As the lives of this novel's protagonists approach their inevitable intersection, we find Darleen assisting Maurice Starr with his latest project – New Kids On The Block. Alan and Greg, now graduated, have formed their own bands, resulting in a friendly Beatles/Stones-like rivalry between the folk-rock of Knots and Crosses (Alan, Carol Noonan, and Rick Harris) and the edgier alternative sounds of Talking To Animals (Greg, Juliana Nash, Thomas Juliano, and drummer Jay Bellerose, who has been seen of late with Ray Lamontagne and the Robert Plant/Alison Krauss project).
In fact, if there were an index to the book, it would contain many names of artists with whom the members of Birdsong At Morning have worked professionally – Merrie Amsterburg, Shawn Colvin, Catie Curtis, Kris Delmhorst, Patty Griffin, Lucy Kaplansky, Jennifer Kimball, Patty Larkin, Duke Levine, Aimee Mann, Bill Morrissey, The Nudes, Martin Sexton, Richard Shindell, Chris Smither, Eric Von Schmidt, Dar Williams, Stephanie Winters, and Ben Wittman among others.
The heyday – Darleen's production work earns laudatory reviews in Rolling Stone and Entertainment Weekly and leads to a series of records with the Boston singer-songwriter scene (including demos for Knots and Crosses); Talking to Animals are finalists in the WBCN rumble, leading to a contract with Walter Yetnikoff's boutique label, Velvel, and stints on the Lilith Fair tour; Knots and Crosses sells 20,000+ units of their self-released CDs, signs to Island Records, and embarks on an odd set of sessions with cajun musicians in Louisiana, and the legendary Muscle Shoals rhythm section in Alabama, overseen by Denny Cordell (Procol Harum, Joe Cocker, Tom Petty).
The inevitable downturn – marriages end, bands break up, the industry collapses. But these are some resourceful characters: the plot thickens and picks up pace. Alan and Darleen reconnect this time as a romantic couple. Alan and Greg re-establish their friendship. Darleen takes a leap of faith, masters the world of new media, and ends up as Director of Online for WGBH before forming her consultant firm, Vast Company. Greg moves from the mailroom to an officer position at product design firm Swing Design, before moving to Tea Forté (the company that produces gourmet teas in the unique pyramid tea bag), where he is currently Vice President of Operations. Alan enrolls in graduate school at Brown University, earns a Doctorate in ethnomusicology, and lands a job teaching at the University of Massachusetts Lowell.

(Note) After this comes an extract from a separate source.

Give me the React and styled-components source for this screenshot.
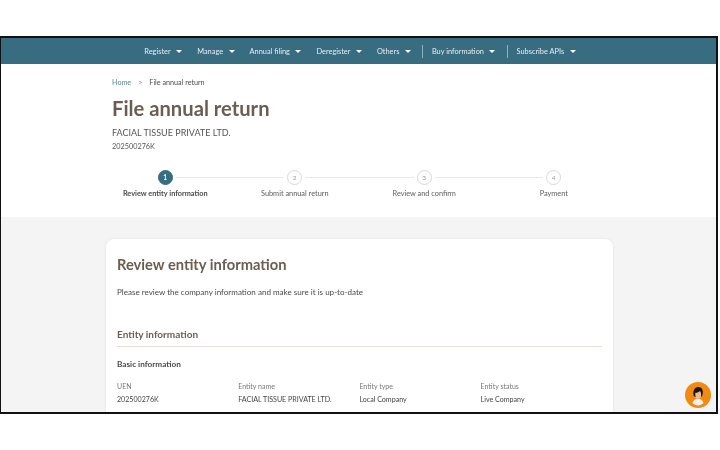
import styled, { createGlobalStyle } from "styled-components";

const GlobalStyle = createGlobalStyle`
  html, body {
    margin: 0;
    padding: 0;
    background: #fff;
    font-family: "Lato", "Open Sans", sans-serif;
  }
  * {
    box-sizing: border-box;
  }
`;

const Page = styled.div`
  width: 720px;
  height: 450px;
  padding: 36px 2px 0 0;
  background: #fff;
`;

const Frame = styled.div`
  position: relative;
  height: 378px;
  border: 2px solid #111;
  border-left-width: 1px;
  overflow: hidden;
  background: #f4f4f4;
  filter: blur(0.4px);
`;

const NavBar = styled.nav`
  height: 26px;
  padding-left: 3px;
  background: #386c80;
  display: flex;
  align-items: center;
  justify-content: center;
  color: #e6eef1;
  font-size: 7.4px;
`;

const NavItem = styled.div`
  display: flex;
  align-items: center;
  gap: 5.5px;
  margin: 0 7.5px;
  white-space: nowrap;
`;

const Caret = styled.span`
  width: 0;
  height: 0;
  border-left: 3px solid transparent;
  border-right: 3px solid transparent;
  border-top: 3px solid #fff;
`;

const NavDivider = styled.span`
  width: 1px;
  height: 13px;
  margin: 0 1px 0 4px;
  background: #8fb0bd;
`;

const Header = styled.header`
  background: #fff;
  height: 153px;
  padding: 14px 0 0 111px;
`;

const Breadcrumb = styled.div`
  display: flex;
  align-items: center;
  gap: 7px;
  font-size: 7.2px;
  line-height: 10px;
  color: #4f4f4f;
`;

const Crumb = styled.span`
  color: #5f8795;
`;

const Title = styled.h1`
  margin: 7px 0 0;
  font-size: 20.2px;
  line-height: 26px;
  font-weight: 700;
  color: #6b5d4f;
`;

const Company = styled.div`
  margin-top: 6px;
  font-size: 9px;
  line-height: 12px;
  color: #555;
`;

const Uen = styled.div`
  margin-top: 2px;
  font-size: 7.3px;
  line-height: 11px;
  color: #555;
`;

const Stepper = styled.div`
  display: grid;
  grid-template-columns: repeat(4, 129.5px);
  margin: 18px 0 0 -11.5px;
`;

const Step = styled.div`
  display: flex;
  flex-direction: column;
  align-items: center;
`;

const Track = styled.div`
  width: 100%;
  display: flex;
  align-items: center;
`;

const Line = styled.span`
  flex: 1;
  height: 1px;
  background: ${(p) => (p.$hidden ? "transparent" : "#e8e8e8")};
`;

const Circle = styled.span`
  width: 15px;
  height: 15px;
  margin: 0 3px;
  border-radius: 50%;
  display: flex;
  align-items: center;
  justify-content: center;
  font-size: 6.5px;
  font-weight: ${(p) => (p.$active ? 700 : 400)};
  color: ${(p) => (p.$active ? "#fff" : "#9a9a9a")};
  background: ${(p) => (p.$active ? "#386c80" : "#fff")};
  border: 1px solid ${(p) => (p.$active ? "#386c80" : "#d8d8d8")};
`;

const StepLabel = styled.div`
  margin-top: 4px;
  font-size: 7.35px;
  line-height: 10px;
  white-space: nowrap;
  font-weight: ${(p) => (p.$active ? 700 : 400)};
  color: ${(p) => (p.$active ? "#4a4a4a" : "#5c5c5c")};
`;

const Content = styled.main`
  padding: 22px 0 0 105px;
`;

const Card = styled.section`
  width: 507px;
  height: 200px;
  padding: 15px 11px 0;
  background: #fff;
  border-radius: 8px;
  box-shadow: 0 0 3px rgba(0, 0, 0, 0.08);
`;

const CardTitle = styled.h2`
  margin: 0;
  font-size: 14.7px;
  line-height: 20px;
  font-weight: 700;
  color: #6b5d4f;
`;

const Intro = styled.p`
  margin: 12px 0 0;
  font-size: 8.05px;
  line-height: 12px;
  color: #4a4a4a;
`;

const SectionTitle = styled.h3`
  margin: 29px 0 0;
  padding-bottom: 5px;
  font-size: 10px;
  line-height: 14px;
  font-weight: 700;
  color: #6b5d4f;
  border-bottom: 1px solid #e6e0d8;
`;

const SubTitle = styled.h4`
  margin: 11px 0 0;
  font-size: 8.2px;
  line-height: 12px;
  font-weight: 700;
  color: #4a4a4a;
`;

const FieldGrid = styled.div`
  display: grid;
  grid-template-columns: repeat(4, 121.2px);
  margin-top: 11px;
`;

const FieldLabel = styled.div`
  font-size: 7px;
  line-height: 10px;
  color: #777;
`;

const FieldValue = styled.div`
  margin-top: 4px;
  font-size: 7.1px;
  line-height: 10px;
  color: #444;
  white-space: nowrap;
`;

const ChatBubble = styled.div`
  position: absolute;
  right: 5px;
  bottom: 4px;
  width: 26px;
  height: 26px;
`;

const navItems = ["Register", "Manage", "Annual filing", "Deregister", "Others"];
const steps = ["Review entity information", "Submit annual return", "Review and confirm", "Payment"];
const fields = [
  ["UEN", "202500276K"],
  ["Entity name", "FACIAL TISSUE PRIVATE LTD."],
  ["Entity type", "Local Company"],
  ["Entity status", "Live Company"],
];

function App() {
  return (
    <Page>
      <GlobalStyle />
      <Frame>
        <NavBar>
          {navItems.map((item) => (
            <NavItem key={item}>
              {item} <Caret />
            </NavItem>
          ))}
          <NavDivider />
          <NavItem>
            Buy information <Caret />
          </NavItem>
          <NavDivider />
          <NavItem>
            Subscribe APIs <Caret />
          </NavItem>
        </NavBar>

        <Header>
          <Breadcrumb>
            <Crumb>Home</Crumb>
            <Crumb>&gt;</Crumb>
            <span>File annual return</span>
          </Breadcrumb>
          <Title>File annual return</Title>
          <Company>FACIAL TISSUE PRIVATE LTD.</Company>
          <Uen>202500276K</Uen>
          <Stepper>
            {steps.map((label, i) => (
              <Step key={label}>
                <Track>
                  <Line $hidden={i === 0} />
                  <Circle $active={i === 0}>{i + 1}</Circle>
                  <Line $hidden={i === steps.length - 1} />
                </Track>
                <StepLabel $active={i === 0}>{label}</StepLabel>
              </Step>
            ))}
          </Stepper>
        </Header>

        <Content>
          <Card>
            <CardTitle>Review entity information</CardTitle>
            <Intro>Please review the company information and make sure it is up-to-date</Intro>
            <SectionTitle>Entity information</SectionTitle>
            <SubTitle>Basic information</SubTitle>
            <FieldGrid>
              {fields.map(([label, value]) => (
                <div key={label}>
                  <FieldLabel>{label}</FieldLabel>
                  <FieldValue>{value}</FieldValue>
                </div>
              ))}
            </FieldGrid>
          </Card>
        </Content>

        <ChatBubble>
          <svg width="26" height="26" viewBox="0 0 26 26">
            <circle cx="13" cy="13" r="13" fill="#f08a12" />
            <path d="M7.500 21c.8-3 3-4.200 5.500-4.200s4.700 1.200 5.500 4.200c-1.500 1.600-3.400 2.400-5.500 2.400S9 22.600 7.500 21z" fill="#f4efe8" />
            <ellipse cx="13" cy="12.500" rx="3.600" ry="4.400" fill="#e9bb98" />
            <path d="M8.500 13c-.8-4.600 1.600-8 4.800-8 3.400 0 5.200 3 4.300 7.200-.3 1.500-1 2.500-1.700 3 .5-2.200.4-4.400-.8-6.200-1.500 1.300-3.200 1.800-4.700 1.800-.3 1.400-.2 3 .3 4.400C9.400 14.800 8.800 14 8.500 13z" fill="#1c1511" />
          </svg>
        </ChatBubble>
      </Frame>
    </Page>
  );
}

export default App;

And yet... music-making calls. At first softly, but gradually building into an undeniable urge. Despite responsibilities and obligations, Alan, Greg, and Darleen are making music a centerpiece of their lives, enjoying forays into the clubs and onto radio. This is music by adults, about being adults. Ambitious, refined, insightful, patient, and often heartbreakingly beautiful, Birdsong At Morning is a singular experience waiting to be had, a happy ending in progress.